You will perform all of the benchmark work on the IvyBridge-EP Cluster "Emmy". Detailed information about login, file systems etc. can be found on the website:
ssh -Y -p 8196 <your_account>@grid.rrze.uni-erlangen.de
This will take you to the cluster frontend "emmy1". We use the SSH port forwarding because the cluster is usually not visible from the outside world (private IP addresses).
Please do not perform memory-intensive test runs on the frontends or dialog servers as this will disturb user operations. Moreover, many users are active on the frontends and you will not get sensible performance data anyway
Example code for the hands-on exercises can be found in the directory ~j02y0000. E.g., for copying the directory DIV to your home you can type:
$cp -a ~j02y0000/DIV ~ The descriptions of the exercises contain the names of the respective folders. ## 2. Compilers On the Emmy cluster we use the Intel compiler suite. Usually the Intel compilers deliver higher performance than the GCC and we are quite familiar with their characteristics. To access the Intel compilers you first have to set up your environment correctly. Execute once per shell: module load intel64 (you can also specify a version number; this will be required from time to time). This will set up the necessary PATH and other variables that you need to work with the Intel compilers. The compilers are called ifort (Fortran77/90), icc(C) and icpc (C++). ### 2.1 Recommended compiler switches The Intel compilers have loads of command line options. We recommend to use -O3 -xHost -fno-alias. The option -help will give you a complete list. The standard options (-c, -g, -o etc.) are identical to GCC. If you want to have a report on what the compiler did in the optimization stage you can use -opt_report3, but don't expect too much readable information. ## 3. Batch processing Short test runs can be started directly on the Lima frontends. However, for producing reliable benchmark results it is preferable to submit the jobs to the batch queue. The batch system accepts requests for resources (e.g., "6 nodes for 24 hours") and queues them according to some priority scheme. A job gets run, i.e. a previously specified shell script gets executed, when the resources are available and the batch system has chosen the job to be started. Some nodes of the Lima cluster will be reserved for your exclusive use during tutorial hours. During the rest of the time, no CPUs are reserved, but you have a high priority. Apart from running a batch script (see below) and interactive testing on the frontends you can submit an interactive batch job which gives you, e.g., a shell on a compute node for some time. You can do this by typing: $ qsub -l nodes=1:ppn=40,walltime=02:00:00 -I

This command will allocate a complete node (40 CPUs) for 2 hours. You should always request complete nodes so that you can do your benchmarks on a quiet machine.
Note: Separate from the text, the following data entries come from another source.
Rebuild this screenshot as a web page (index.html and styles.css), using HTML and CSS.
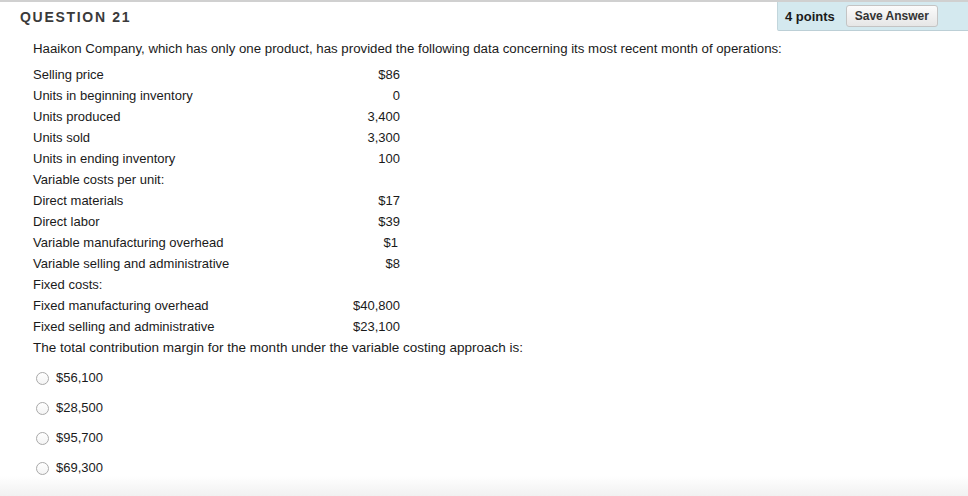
FILE: index.html
```html
<!DOCTYPE html>
<html>
<head>
<meta charset="utf-8">
<link rel="stylesheet" href="styles.css">
</head>
<body>
<div class="page">
  <div class="header">
    <h2 class="qtitle">QUESTION 21</h2>
    <div class="points">
      <span class="pts">4 points</span>
      <button class="save">Save Answer</button>
    </div>
  </div>
  <div class="content">
    <p class="intro">Haaikon Company, which has only one product, has provided the following data concerning its most recent month of operations:</p>
    <div class="data">
      <span>Selling price</span><span class="v">$86</span>
      <span>Units in beginning inventory</span><span class="v">0</span>
      <span>Units produced</span><span class="v">3,400</span>
      <span>Units sold</span><span class="v">3,300</span>
      <span>Units in ending inventory</span><span class="v">100</span>
      <span>Variable costs per unit:</span><span class="v"></span>
      <span>Direct materials</span><span class="v">$17</span>
      <span>Direct labor</span><span class="v">$39</span>
      <span>Variable manufacturing overhead</span><span class="v shift">$1</span>
      <span>Variable selling and administrative</span><span class="v">$8</span>
      <span>Fixed costs:</span><span class="v"></span>
      <span>Fixed manufacturing overhead</span><span class="v">$40,800</span>
      <span>Fixed selling and administrative</span><span class="v">$23,100</span>
    </div>
    <p class="prompt">The total contribution margin for the month under the variable costing approach is:</p>
    <ul class="options">
      <li><span class="radio"></span><span>$56,100</span></li>
      <li><span class="radio"></span><span>$28,500</span></li>
      <li><span class="radio"></span><span>$95,700</span></li>
      <li><span class="radio"></span><span>$69,300</span></li>
    </ul>
  </div>
</div>
</body>
</html>
```

FILE: styles.css
```css
* { box-sizing: border-box; }
html, body { margin: 0; padding: 0; }
body {
  width: 968px;
  height: 496px;
  overflow: hidden;
  font-family: "Liberation Sans", Arial, sans-serif;
  color: #1a1a1a;
  background: linear-gradient(to bottom, #fff 0, #fff 476px, #f1f1f1 496px);
}
.page {
  border-top: 2px solid #d0d0d0;
  height: 494px;
}
.header {
  display: flex;
  justify-content: space-between;
  align-items: flex-start;
  height: 29px;
}
.qtitle {
  margin: 0;
  padding: 7px 0 0 20px;
  font-size: 14px;
  font-weight: bold;
  letter-spacing: 1.7px;
  color: #3a3a3a;
}
.points {
  display: flex;
  align-items: center;
  gap: 11px;
  width: 191px;
  height: 29px;
  padding: 0 0 0 7px;
  background: #d4e9ef;
  border-left: 1px solid #c2d6dc;
  border-bottom: 1px solid #bccfd6;
  border-bottom-left-radius: 2px;
}
.pts {
  font-size: 13px;
  font-weight: bold;
  color: #1a1a1a;
}
.save {
  height: 22px;
  width: 92px;
  padding: 0;
  font-family: "Liberation Sans", Arial, sans-serif;
  font-size: 12px;
  font-weight: bold;
  color: #333;
  background: linear-gradient(to bottom, #fbfbfb, #e6e6e6);
  border: 1px solid #c4c4c4;
  border-radius: 3px;
}
.content {
  padding: 10px 0 0 33px;
  font-size: 13px;
}
.intro {
  margin: 0 0 7px;
  line-height: 16px;
  font-size: 13.25px;
}
.data {
  display: grid;
  grid-template-columns: 300px 67px;
  grid-auto-rows: 21px;
  align-items: center;
}
.v { text-align: right; }
.v.shift { padding-right: 2px; }
.prompt {
  margin: 0;
  line-height: 21px;
  font-size: 13.5px;
}
.options {
  list-style: none;
  margin: 4px 0 0;
  padding: 0 0 0 3px;
}
.options li {
  display: flex;
  align-items: center;
  gap: 7px;
  height: 30px;
}
.radio {
  width: 13px;
  height: 13px;
  border-radius: 50%;
  border: 1px solid #a9a9a9;
  background: linear-gradient(to bottom, #fff, #f4f4f4);
  margin-top: 2px;
}
```
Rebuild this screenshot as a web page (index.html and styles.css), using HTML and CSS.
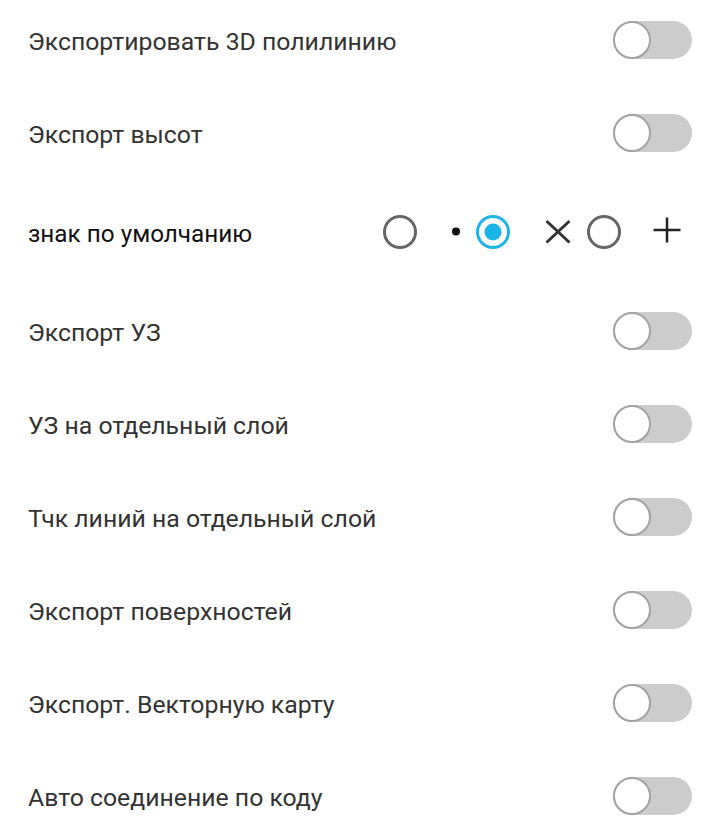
FILE: index.html
```html
<!DOCTYPE html>
<html lang="ru">
<head>
  <meta charset="UTF-8" />
  <meta name="viewport" content="width=device-width, initial-scale=1.0" />
  <title>Настройки экспорта</title>
  <link rel="stylesheet" href="styles.css">
</head>
<body>

  <!-- Export settings -->
  <div class="settings">
    <div class="row">
      <span class="label">Экспортировать 3D полилинию</span>
      <label class="switch"><input type="checkbox"><span class="knob"></span></label>
    </div>

    <div class="row">
      <span class="label">Экспорт высот</span>
      <label class="switch"><input type="checkbox"><span class="knob"></span></label>
    </div>

    <!-- default point marker -->
    <div class="row row-tall">
      <span class="label dark">знак по умолчанию</span>
      <div class="markers">
        <span class="marker m-circle">
          <svg width="34" height="34" viewBox="0 0 34 34"><circle cx="17" cy="17" r="15.5" fill="none" stroke="#666" stroke-width="3"/></svg>
        </span>
        <span class="marker m-dot">
          <svg width="34" height="34" viewBox="0 0 34 34"><circle cx="17" cy="16.5" r="4" fill="#111"/></svg>
        </span>
        <span class="marker m-selected">
          <svg width="34" height="34" viewBox="0 0 34 34"><circle cx="17" cy="17" r="15.5" fill="none" stroke="#1ab4e6" stroke-width="3"/><circle cx="17" cy="17" r="8.5" fill="#1ab4e6"/></svg>
        </span>
        <span class="marker m-cross">
          <svg width="34" height="34" viewBox="0 0 34 34"><path d="M5.5 6 L28.5 27.5 M28.5 6 L5.5 27.5" stroke="#333" stroke-width="3" fill="none"/></svg>
        </span>
        <span class="marker m-ring">
          <svg width="34" height="34" viewBox="0 0 34 34"><circle cx="17" cy="17" r="15.5" fill="none" stroke="#666" stroke-width="3"/></svg>
        </span>
        <span class="marker m-plus">
          <svg width="34" height="34" viewBox="0 0 34 34"><path d="M3.5 15 H30.5 M17 2.5 V27.5" stroke="#222" stroke-width="2.5" fill="none"/></svg>
        </span>
      </div>
    </div>

    <div class="row">
      <span class="label">Экспорт УЗ</span>
      <label class="switch"><input type="checkbox"><span class="knob"></span></label>
    </div>

    <div class="row">
      <span class="label">УЗ на отдельный слой</span>
      <label class="switch"><input type="checkbox"><span class="knob"></span></label>
    </div>

    <div class="row">
      <span class="label">Тчк линий на отдельный слой</span>
      <label class="switch"><input type="checkbox"><span class="knob"></span></label>
    </div>

    <div class="row">
      <span class="label">Экспорт поверхностей</span>
      <label class="switch"><input type="checkbox"><span class="knob"></span></label>
    </div>

    <div class="row">
      <span class="label">Экспорт. Векторную карту</span>
      <label class="switch"><input type="checkbox"><span class="knob"></span></label>
    </div>

    <div class="row">
      <span class="label">Авто соединение по коду</span>
      <label class="switch"><input type="checkbox"><span class="knob"></span></label>
    </div>
  </div>

</body>
</html>
```

FILE: styles.css
```css
* { box-sizing: border-box; }

html, body {
  margin: 0;
  padding: 0;
  background: #fff;
  font-family: Roboto, 'Noto Sans', sans-serif;
  overflow: hidden;
}

.settings {
  margin-top: -7px;
}

.row {
  display: flex;
  align-items: center;
  justify-content: space-between;
  height: 93px;
  padding: 0 28px 0 28px;
}

.row-tall { height: 105px; }

.label {
  font-size: 24.8px;
  line-height: 30px;
  padding-top: 4px;
  color: #333;
}

.label.dark {
  font-size: 24.3px;
  color: #111;
}

/* toggle */
.switch {
  position: relative;
  display: block;
  width: 79px;
  height: 38px;
  border-radius: 19px;
  background: #ccc;
  cursor: pointer;
}

.switch input { display: none; }

.knob {
  position: absolute;
  top: 0; left: 0;
  width: 38px;
  height: 38px;
  border-radius: 50%;
  background: #fff;
  border: 2px solid #a3a3a3;
}

/* marker picker */
.markers {
  display: flex;
  align-items: center;
  margin-right: 8px;
}

.marker {
  display: block;
  width: 34px;
  height: 34px;
}

.marker svg { display: block; }

.m-dot { margin-left: 22px; }
.m-selected { margin-left: 3px; }
.m-cross { margin-left: 31px; }
.m-ring { margin-left: 12px; }
.m-plus { margin-left: 29px; }
```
Unless you do message passing parallelization (later this term) there will be no need to request more than one node.
If you want to run longer benchmarks or parameter studies you have to submit a batch script:

Figure 1: A simple batch script

#!/bin/csh
#
# the script runs in $HOME, so # change to correct directory (i.e. the directory # from which the job was submitted) cd$PBS_O_WORKDIR
# start executable
./a.out

$qsub -l nodes=1:ppn=40,walltime=05:00:00 -m be -M you@somewhere script.csh This will again request one complete node, this time for 5 hours. After job submission, qsub will print the job's ID number. You will be notifed when the job starts and when it ends (-m be) via e-mail to the indicated address (-Moption). When the job starts, the script script.csh gets executed one the allocated node. Fig. 1 shows a simple example for a batch script. If your job is not finished after the requested walltime, it will be killed mercilessly. You may request up to 24 hours of runtime, but be aware that shorter runtimes will increase the job's probability for running early. So try to give a sensible estimate for your runtime requirements. After the job has finished, its stdout and stderr outputs will be saved in the directory where you had submitted it. Filenames for those files are usually compiled from the job name and ID, but can be modified using the -o and -eoptions to qsub (see manpage). You can watch and control your jobs using the qstat and qdel commands, respectively. • qstat will show you all your jobs, whether running (status R') or queued (status Q'). • qdel takes one or more job IDs (just the numbers) as arguments and allows you to remove a job from the queue, even when it's already running. Clock frequency settings If you want to get accurate timings in terms of processor cycles, you have to know the exact clock speed of the CPU. The Emmy processors have a nominal clock speed of 2.2 GHz, but "Turbo Mode" is enabled by default. This means that the CPU can "overclock" to some degree, depending on the number of active cores and the temperature. The highest possible clock speed is 3.0 GHz. In order to set the clock frequency to a specific (fixed) value you can specify a parameter at job submit time: $ qsub -I -l nodes=1:ppn=40:f2.2,walltime=01:00:00 ...
In this example, the clock speed for all cores in this job would be set to 2.2 GHz. You can select from the following options: f2.2,f2.1,f2.0,f1.9,f1.8,f1.7,f1.6,f1.5,f1.4,f1.3,f1.2

## 3. LIKWID Tools

To use likwid-perfctr on the Emmy cluster you have to specify a special property to sub:

\$ qsub -I -l nodes=1:ppn=40:likwid,walltime=01:00:00 ...

likwid-topology and likwid-pin, and almost all other LIKWID tools work without the property.